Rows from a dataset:

§ §

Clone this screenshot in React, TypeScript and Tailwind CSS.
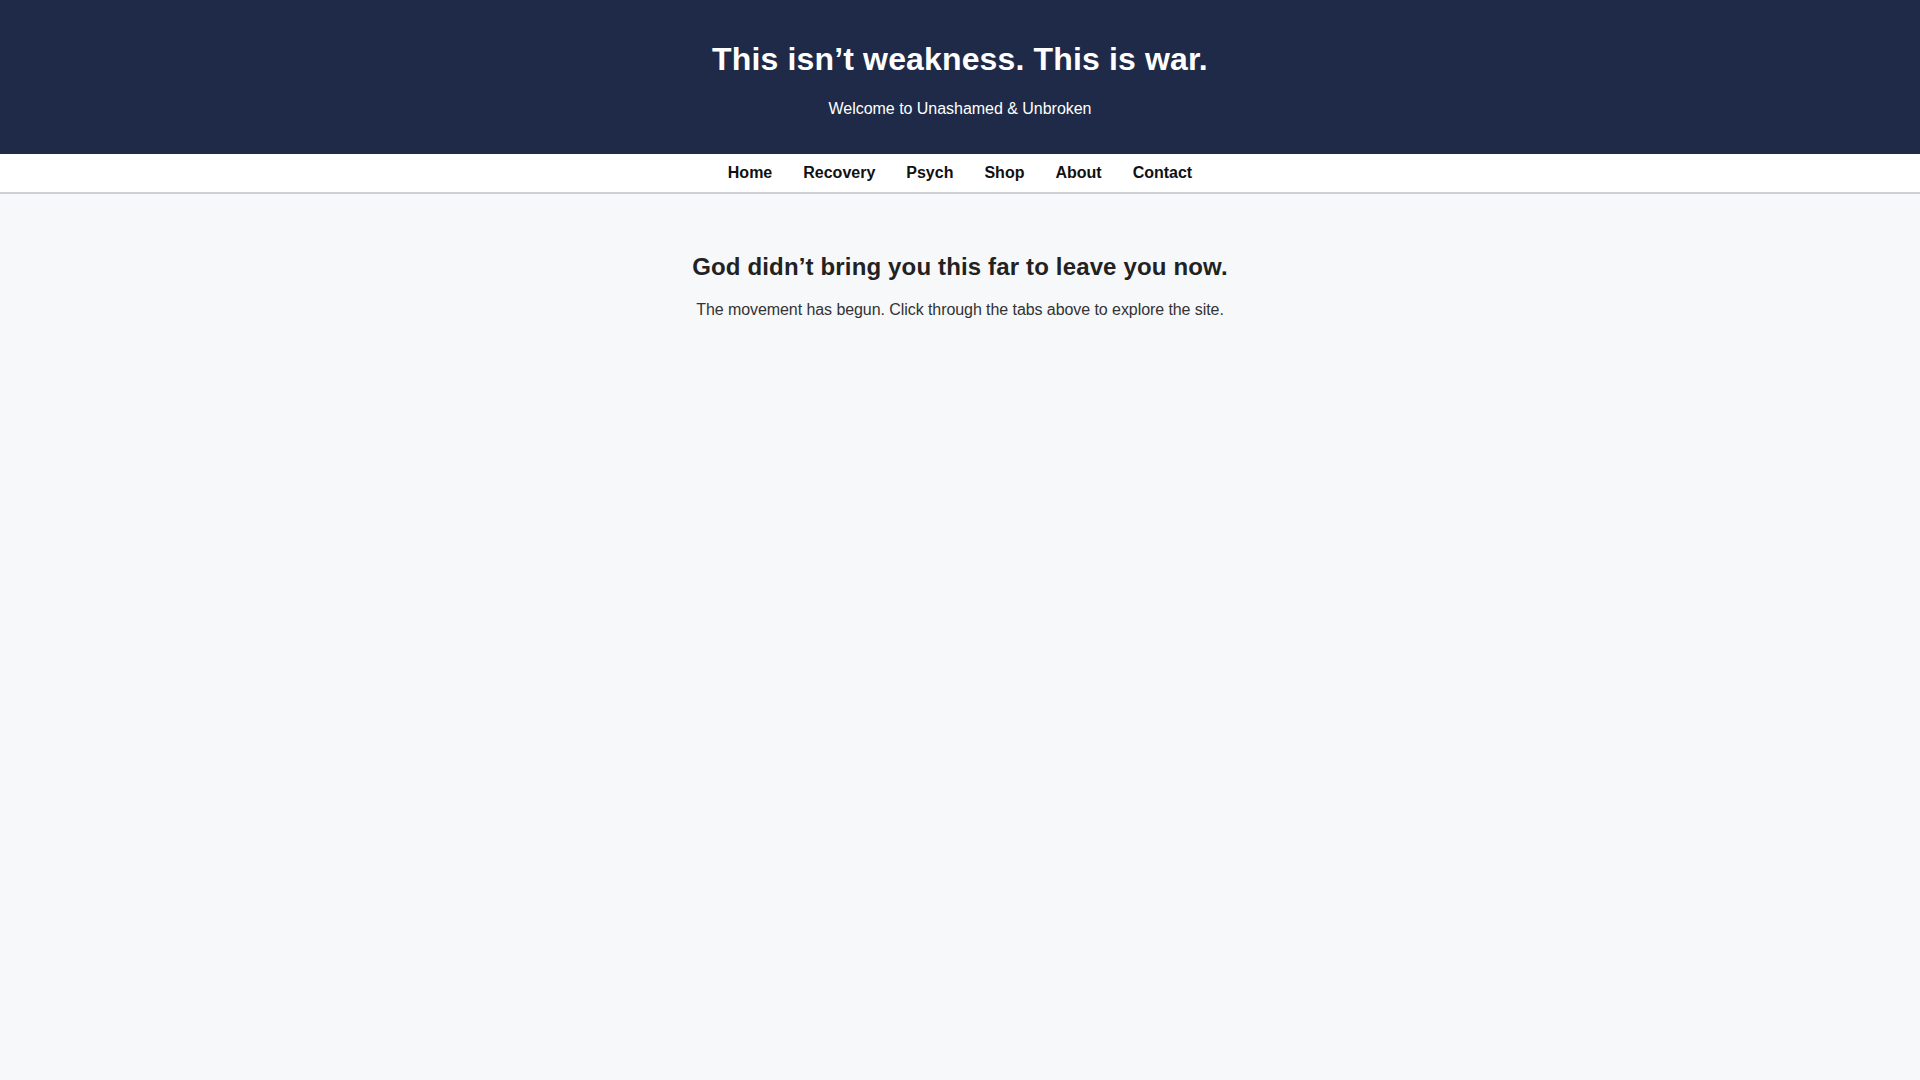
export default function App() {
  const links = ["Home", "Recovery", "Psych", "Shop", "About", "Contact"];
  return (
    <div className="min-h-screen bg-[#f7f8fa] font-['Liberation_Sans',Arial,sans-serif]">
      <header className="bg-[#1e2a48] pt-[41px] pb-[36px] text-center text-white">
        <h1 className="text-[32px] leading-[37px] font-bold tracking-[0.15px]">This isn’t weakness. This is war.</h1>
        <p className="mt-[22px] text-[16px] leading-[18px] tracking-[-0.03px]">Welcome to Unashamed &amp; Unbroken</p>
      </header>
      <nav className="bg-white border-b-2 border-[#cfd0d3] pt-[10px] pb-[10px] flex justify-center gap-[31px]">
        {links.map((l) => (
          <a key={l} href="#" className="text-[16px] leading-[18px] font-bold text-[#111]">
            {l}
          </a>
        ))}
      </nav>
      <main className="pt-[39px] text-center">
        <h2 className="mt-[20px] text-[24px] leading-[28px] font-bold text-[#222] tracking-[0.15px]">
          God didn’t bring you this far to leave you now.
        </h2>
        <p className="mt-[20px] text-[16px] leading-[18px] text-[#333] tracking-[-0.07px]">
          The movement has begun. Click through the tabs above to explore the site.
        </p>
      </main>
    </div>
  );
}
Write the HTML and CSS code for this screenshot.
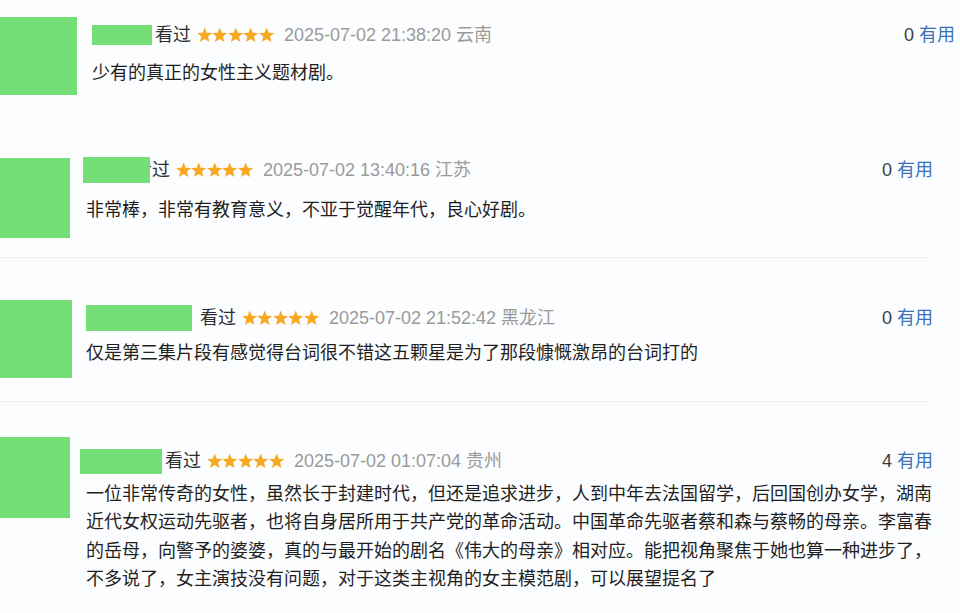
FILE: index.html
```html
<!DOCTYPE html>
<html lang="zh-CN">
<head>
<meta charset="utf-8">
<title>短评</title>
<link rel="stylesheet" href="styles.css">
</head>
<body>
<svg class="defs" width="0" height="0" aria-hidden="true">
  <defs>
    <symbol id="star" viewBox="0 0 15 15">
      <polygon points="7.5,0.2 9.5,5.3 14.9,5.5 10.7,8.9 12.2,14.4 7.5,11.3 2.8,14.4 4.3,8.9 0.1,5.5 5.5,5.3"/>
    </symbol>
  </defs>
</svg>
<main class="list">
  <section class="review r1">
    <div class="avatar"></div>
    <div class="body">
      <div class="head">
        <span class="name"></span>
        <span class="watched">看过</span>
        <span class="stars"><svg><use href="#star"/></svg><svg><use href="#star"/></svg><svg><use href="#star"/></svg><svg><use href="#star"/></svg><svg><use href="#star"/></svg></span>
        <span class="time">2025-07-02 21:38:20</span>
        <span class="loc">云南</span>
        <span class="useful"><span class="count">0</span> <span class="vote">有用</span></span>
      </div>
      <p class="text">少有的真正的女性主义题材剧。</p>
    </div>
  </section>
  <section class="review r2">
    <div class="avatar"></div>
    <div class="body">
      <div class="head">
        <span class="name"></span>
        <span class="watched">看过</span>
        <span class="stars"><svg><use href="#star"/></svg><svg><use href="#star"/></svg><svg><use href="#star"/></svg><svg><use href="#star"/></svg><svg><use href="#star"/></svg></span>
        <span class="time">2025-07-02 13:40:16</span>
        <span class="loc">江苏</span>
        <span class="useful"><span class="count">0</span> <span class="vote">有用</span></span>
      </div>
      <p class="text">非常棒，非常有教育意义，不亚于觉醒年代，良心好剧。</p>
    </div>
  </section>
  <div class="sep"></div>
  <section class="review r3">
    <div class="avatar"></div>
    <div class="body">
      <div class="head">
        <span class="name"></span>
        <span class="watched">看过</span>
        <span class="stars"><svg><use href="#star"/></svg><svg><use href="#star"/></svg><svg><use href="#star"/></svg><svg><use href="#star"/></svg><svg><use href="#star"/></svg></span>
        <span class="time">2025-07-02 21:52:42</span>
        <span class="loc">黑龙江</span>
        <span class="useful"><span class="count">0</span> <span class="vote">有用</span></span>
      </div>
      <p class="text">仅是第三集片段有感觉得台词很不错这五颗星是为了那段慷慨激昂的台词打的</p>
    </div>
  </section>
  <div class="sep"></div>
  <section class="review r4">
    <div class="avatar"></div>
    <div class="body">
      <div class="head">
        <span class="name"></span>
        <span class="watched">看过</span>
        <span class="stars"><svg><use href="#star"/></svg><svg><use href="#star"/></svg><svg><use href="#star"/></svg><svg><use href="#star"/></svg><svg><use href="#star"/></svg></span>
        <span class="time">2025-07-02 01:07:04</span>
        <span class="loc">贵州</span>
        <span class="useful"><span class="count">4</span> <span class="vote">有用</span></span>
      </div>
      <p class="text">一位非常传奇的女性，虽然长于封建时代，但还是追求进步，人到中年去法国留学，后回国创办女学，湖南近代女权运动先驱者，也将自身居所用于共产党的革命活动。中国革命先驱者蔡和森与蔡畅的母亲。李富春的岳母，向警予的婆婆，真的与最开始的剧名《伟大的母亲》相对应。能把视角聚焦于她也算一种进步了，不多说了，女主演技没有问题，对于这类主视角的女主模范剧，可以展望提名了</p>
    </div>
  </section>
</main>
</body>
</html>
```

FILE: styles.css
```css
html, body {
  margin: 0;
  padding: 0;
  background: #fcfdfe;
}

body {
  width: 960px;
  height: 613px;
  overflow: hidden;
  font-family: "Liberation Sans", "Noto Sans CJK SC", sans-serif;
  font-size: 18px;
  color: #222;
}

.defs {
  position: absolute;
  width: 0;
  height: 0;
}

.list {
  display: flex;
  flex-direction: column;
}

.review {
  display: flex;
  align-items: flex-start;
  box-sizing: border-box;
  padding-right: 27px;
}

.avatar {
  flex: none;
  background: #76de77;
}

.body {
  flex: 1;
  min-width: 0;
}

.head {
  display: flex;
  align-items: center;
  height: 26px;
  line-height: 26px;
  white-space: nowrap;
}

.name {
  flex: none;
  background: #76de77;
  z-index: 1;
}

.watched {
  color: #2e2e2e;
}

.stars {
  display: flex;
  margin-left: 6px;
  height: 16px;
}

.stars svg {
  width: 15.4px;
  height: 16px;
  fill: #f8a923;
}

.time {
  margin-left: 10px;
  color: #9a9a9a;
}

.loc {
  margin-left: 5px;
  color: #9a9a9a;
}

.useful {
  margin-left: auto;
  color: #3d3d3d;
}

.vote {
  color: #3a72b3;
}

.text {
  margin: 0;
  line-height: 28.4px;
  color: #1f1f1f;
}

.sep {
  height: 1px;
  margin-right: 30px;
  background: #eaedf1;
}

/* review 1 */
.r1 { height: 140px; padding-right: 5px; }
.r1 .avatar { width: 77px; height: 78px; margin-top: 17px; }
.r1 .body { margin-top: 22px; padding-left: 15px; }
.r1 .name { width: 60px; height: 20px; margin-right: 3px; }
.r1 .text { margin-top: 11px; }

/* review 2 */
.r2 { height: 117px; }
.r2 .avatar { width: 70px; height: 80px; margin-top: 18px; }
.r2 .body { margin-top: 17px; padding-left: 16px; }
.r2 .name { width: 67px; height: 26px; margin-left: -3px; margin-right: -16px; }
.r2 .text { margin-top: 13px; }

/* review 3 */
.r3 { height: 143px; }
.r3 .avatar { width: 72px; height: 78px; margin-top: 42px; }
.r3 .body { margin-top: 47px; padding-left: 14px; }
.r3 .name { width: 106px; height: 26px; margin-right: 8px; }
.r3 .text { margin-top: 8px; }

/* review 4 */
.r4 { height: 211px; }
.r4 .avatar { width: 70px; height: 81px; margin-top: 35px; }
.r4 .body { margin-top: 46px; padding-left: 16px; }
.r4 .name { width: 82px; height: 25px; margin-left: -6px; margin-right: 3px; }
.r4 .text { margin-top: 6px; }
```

§ §

[Work to be completed]: Which lines above hold the word "screenshot"? Copy each of them.

[Right answer]:
Clone this screenshot in React, TypeScript and Tailwind CSS.
Write the HTML and CSS code for this screenshot.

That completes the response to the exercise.